A sensação é de que Liz e Navarro não são competentes para solucionar o mistério, então uma parte do trabalho é terceirizada a visões (ou alucinações). E o fato de eu não saber descrever a natureza desses fenômenos parece-me sugestivo de que Issa López permaneceu no morno, sem abraçar a fantasia, nem o realismo. É um meio termo contraditório, uma vez que a explicação pé no chão do mistério vai no sentido contrário à relação de Navarro consigo própria. A propósito, mesmo que a temporada original contivesse elementos macabros e místicos próprios do horror, esta temporada é a primeira a envolver o terror propriamente dito debaixo do tecido policialesco, burocrático e político do caso. É uma adição interessante, mas, do mesmo modo que a espiritualidade, não é explorada senão conveniente e pontualmente.

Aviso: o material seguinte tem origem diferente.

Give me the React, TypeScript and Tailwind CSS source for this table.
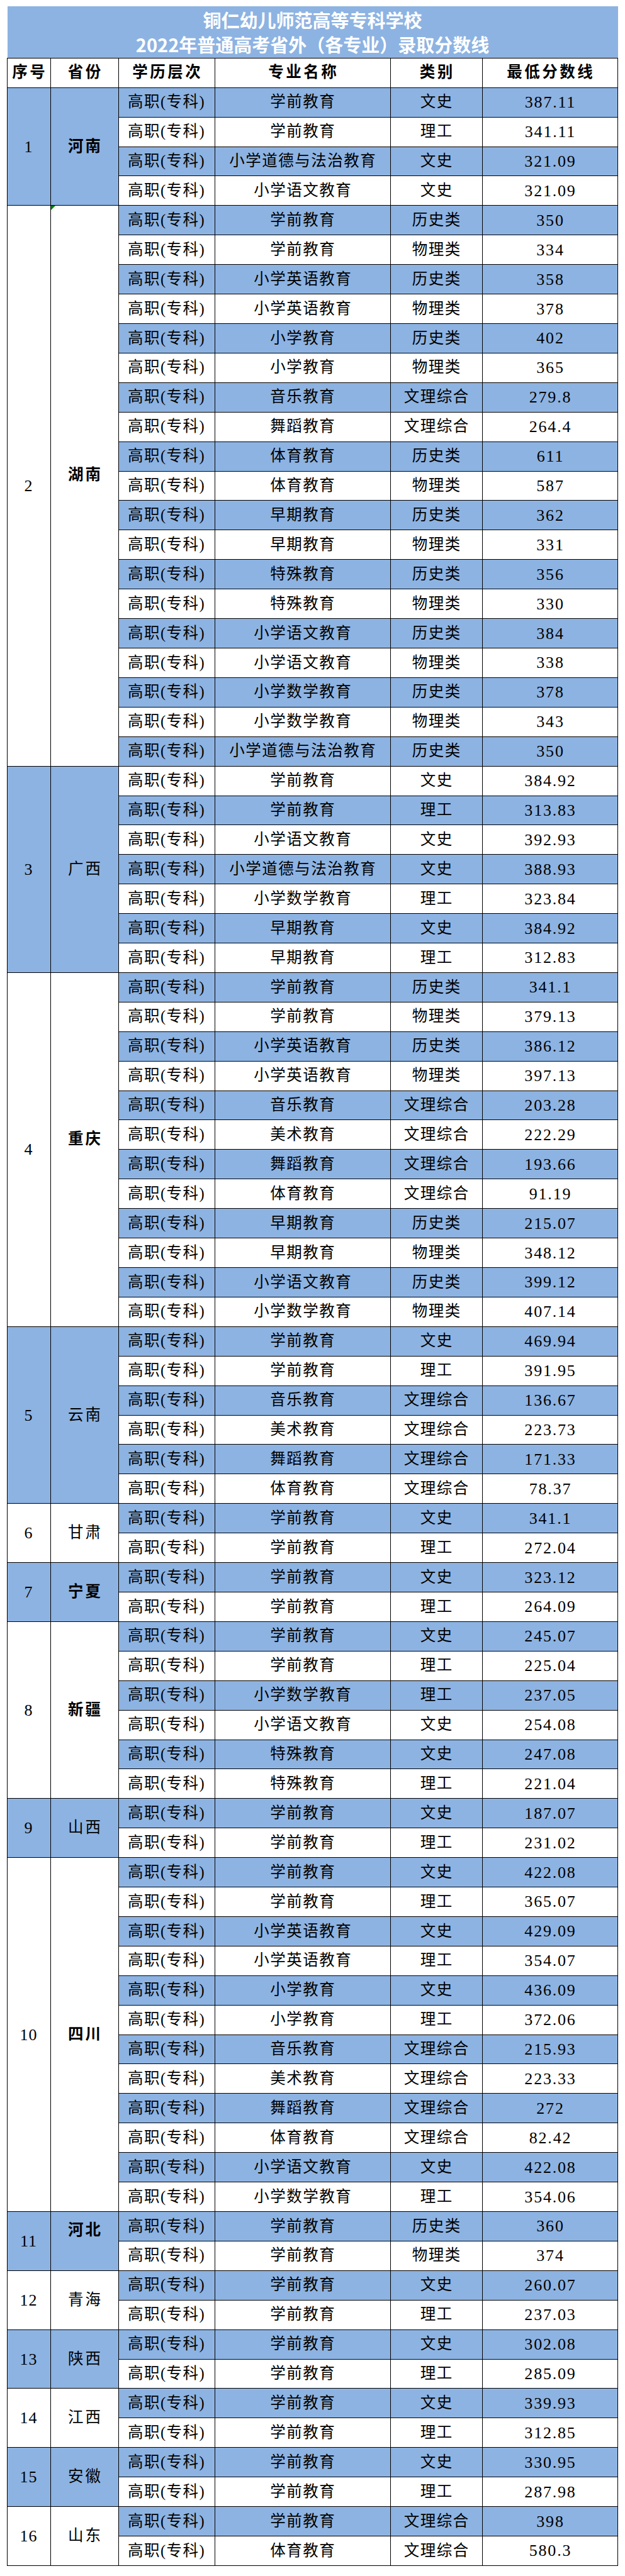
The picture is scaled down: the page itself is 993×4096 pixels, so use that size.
const level = "高职(专科)";

type Group = {
  no: number;
  name: string;
  bold?: boolean;
  raised?: boolean;
  rows: [string, string, string][];
};

const groups: Group[] = [
  {
    no: 1,
    name: "河南",
    bold: true,
    rows: [
      ["学前教育", "文史", "387.11"],
      ["学前教育", "理工", "341.11"],
      ["小学道德与法治教育", "文史", "321.09"],
      ["小学语文教育", "文史", "321.09"],
    ],
  },
  {
    no: 2,
    name: "湖南",
    bold: true,
    raised: true,
    rows: [
      ["学前教育", "历史类", "350"],
      ["学前教育", "物理类", "334"],
      ["小学英语教育", "历史类", "358"],
      ["小学英语教育", "物理类", "378"],
      ["小学教育", "历史类", "402"],
      ["小学教育", "物理类", "365"],
      ["音乐教育", "文理综合", "279.8"],
      ["舞蹈教育", "文理综合", "264.4"],
      ["体育教育", "历史类", "611"],
      ["体育教育", "物理类", "587"],
      ["早期教育", "历史类", "362"],
      ["早期教育", "物理类", "331"],
      ["特殊教育", "历史类", "356"],
      ["特殊教育", "物理类", "330"],
      ["小学语文教育", "历史类", "384"],
      ["小学语文教育", "物理类", "338"],
      ["小学数学教育", "历史类", "378"],
      ["小学数学教育", "物理类", "343"],
      ["小学道德与法治教育", "历史类", "350"],
    ],
  },
  {
    no: 3,
    name: "广西",
    rows: [
      ["学前教育", "文史", "384.92"],
      ["学前教育", "理工", "313.83"],
      ["小学语文教育", "文史", "392.93"],
      ["小学道德与法治教育", "文史", "388.93"],
      ["小学数学教育", "理工", "323.84"],
      ["早期教育", "文史", "384.92"],
      ["早期教育", "理工", "312.83"],
    ],
  },
  {
    no: 4,
    name: "重庆",
    bold: true,
    raised: true,
    rows: [
      ["学前教育", "历史类", "341.1"],
      ["学前教育", "物理类", "379.13"],
      ["小学英语教育", "历史类", "386.12"],
      ["小学英语教育", "物理类", "397.13"],
      ["音乐教育", "文理综合", "203.28"],
      ["美术教育", "文理综合", "222.29"],
      ["舞蹈教育", "文理综合", "193.66"],
      ["体育教育", "文理综合", "91.19"],
      ["早期教育", "历史类", "215.07"],
      ["早期教育", "物理类", "348.12"],
      ["小学语文教育", "历史类", "399.12"],
      ["小学数学教育", "物理类", "407.14"],
    ],
  },
  {
    no: 5,
    name: "云南",
    rows: [
      ["学前教育", "文史", "469.94"],
      ["学前教育", "理工", "391.95"],
      ["音乐教育", "文理综合", "136.67"],
      ["美术教育", "文理综合", "223.73"],
      ["舞蹈教育", "文理综合", "171.33"],
      ["体育教育", "文理综合", "78.37"],
    ],
  },
  {
    no: 6,
    name: "甘肃",
    rows: [
      ["学前教育", "文史", "341.1"],
      ["学前教育", "理工", "272.04"],
    ],
  },
  {
    no: 7,
    name: "宁夏",
    bold: true,
    rows: [
      ["学前教育", "文史", "323.12"],
      ["学前教育", "理工", "264.09"],
    ],
  },
  {
    no: 8,
    name: "新疆",
    bold: true,
    rows: [
      ["学前教育", "文史", "245.07"],
      ["学前教育", "理工", "225.04"],
      ["小学数学教育", "理工", "237.05"],
      ["小学语文教育", "文史", "254.08"],
      ["特殊教育", "文史", "247.08"],
      ["特殊教育", "理工", "221.04"],
    ],
  },
  {
    no: 9,
    name: "山西",
    rows: [
      ["学前教育", "文史", "187.07"],
      ["学前教育", "理工", "231.02"],
    ],
  },
  {
    no: 10,
    name: "四川",
    bold: true,
    rows: [
      ["学前教育", "文史", "422.08"],
      ["学前教育", "理工", "365.07"],
      ["小学英语教育", "文史", "429.09"],
      ["小学英语教育", "理工", "354.07"],
      ["小学教育", "文史", "436.09"],
      ["小学教育", "理工", "372.06"],
      ["音乐教育", "文理综合", "215.93"],
      ["美术教育", "文理综合", "223.33"],
      ["舞蹈教育", "文理综合", "272"],
      ["体育教育", "文理综合", "82.42"],
      ["小学语文教育", "文史", "422.08"],
      ["小学数学教育", "理工", "354.06"],
    ],
  },
  {
    no: 11,
    name: "河北",
    bold: true,
    raised: true,
    rows: [
      ["学前教育", "历史类", "360"],
      ["学前教育", "物理类", "374"],
    ],
  },
  {
    no: 12,
    name: "青海",
    rows: [
      ["学前教育", "文史", "260.07"],
      ["学前教育", "理工", "237.03"],
    ],
  },
  {
    no: 13,
    name: "陕西",
    rows: [
      ["学前教育", "文史", "302.08"],
      ["学前教育", "理工", "285.09"],
    ],
  },
  {
    no: 14,
    name: "江西",
    rows: [
      ["学前教育", "文史", "339.93"],
      ["学前教育", "理工", "312.85"],
    ],
  },
  {
    no: 15,
    name: "安徽",
    rows: [
      ["学前教育", "文史", "330.95"],
      ["学前教育", "理工", "287.98"],
    ],
  },
  {
    no: 16,
    name: "山东",
    rows: [
      ["学前教育", "文理综合", "398"],
      ["体育教育", "文理综合", "580.3"],
    ],
  },
];

const spans: Record<number, string> = {
  2: "row-span-2",
  4: "row-span-4",
  6: "row-span-6",
  7: "row-span-7",
  12: "row-span-12",
  19: "row-span-19",
};

const headers = ["序号", "省份", "学历层次", "专业名称", "类别", "最低分数线"];

function Cell({ blue, className, children }: { blue: boolean; className?: string; children: React.ReactNode }) {
  return (
    <div
      className={`flex items-center justify-center whitespace-nowrap ${blue ? "bg-[#8db3e2]" : "bg-white"} ${className ?? ""}`}
    >
      {children}
    </div>
  );
}

export default function App() {
  let rowIndex = 0;

  return (
    <div className="min-h-[4096px] w-[993px] bg-white pt-[10.35px] pl-[10.6px] font-['Liberation_Serif','Noto_Sans_CJK_SC',serif] text-black">
      <div className="ml-px flex h-[81.5px] w-[970px] flex-col items-center justify-center bg-[#8db3e2] font-['Noto_Sans_CJK_SC',sans-serif] text-[29px] leading-[38.7px] font-bold text-white">
        <div>铜仁幼儿师范高等专科学校</div>
        <div>2022年普通高考省外（各专业）录取分数线</div>
      </div>

      <div className="grid w-[971px] auto-rows-[45.92px] grid-cols-[68px_107px_152px_278px_145px_214px] gap-px bg-black p-px">
        {headers.map((h) => (
          <Cell key={h} blue={false} className="pl-[3.5px] text-[24.5px] font-bold tracking-[3.5px]">
            {h}
          </Cell>
        ))}

        {groups.map((g, gi) => {
          const groupBlue = gi % 2 === 0;
          return [
            <Cell key={`no-${g.no}`} blue={groupBlue} className={`${spans[g.rows.length]} text-[26px] tracking-[1px]`}>
              {g.no}
            </Cell>,
            <Cell
              key={`name-${g.no}`}
              blue={groupBlue}
              className={`relative ${spans[g.rows.length]} pl-[3px] text-[24.5px] tracking-[3px] ${g.bold ? "font-bold" : ""}`}
            >
              {g.no === 2 && (
                <svg className="absolute top-0 left-0" width="7" height="7" viewBox="0 0 7 7">
                  <polygon points="0,0 7,0 0,7" fill="#008000" />
                </svg>
              )}
              <span className={g.raised ? "-translate-y-[17px]" : ""}>{g.name}</span>
            </Cell>,
            ...g.rows.map(([major, kind, score]) => {
              const blue = rowIndex % 2 === 0;
              rowIndex += 1;
              return [
                <Cell key={`l-${rowIndex}`} blue={blue} className="text-[24.5px] tracking-[1.5px]">
                  {level}
                </Cell>,
                <Cell key={`m-${rowIndex}`} blue={blue} className="pl-[1.5px] text-[24.5px] tracking-[1.5px]">
                  {major}
                </Cell>,
                <Cell key={`k-${rowIndex}`} blue={blue} className="pl-[1.5px] text-[24.5px] tracking-[1.5px]">
                  {kind}
                </Cell>,
                <Cell key={`s-${rowIndex}`} blue={blue} className="pl-[1.8px] text-[26px] tracking-[1.8px]">
                  {score}
                </Cell>,
              ];
            }),
          ];
        })}
      </div>
    </div>
  );
}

Essa superficialidade retorna em elementos dramáticos e humanos. É que, a esta altura, já sabemos que True Detective é menos sobre o mistério e mais sobre como alguns mistérios mudam a vida das pessoas que o investigam. É sobre como crimes impactam a vida daqueles que ousam encará-los. Neste sentido, a investigação de Liz, Navarro e do jovem Peter Prior (Finn Bennett, uma bem-vinda descoberta) abre feridas e obriga os personagens a lidar com o que escondiam debaixo da neve: Liz e o luto, Navarro e a ancestralidade ou Peter e o pai, o policial corrupto Hank Prior (John Hawkes).

Aí é onde True Detective destaca-se: as boas atuações e os temas sociais e humanos envolvidos. A condescendência do poder público com o abuso das corporações que dominam a economia, e a consequência aos povos originários e às mulheres submetidas a abusos, e como policiais íntegros praticarão justiça em uma cidade riscada do mapa da maioria das pessoas.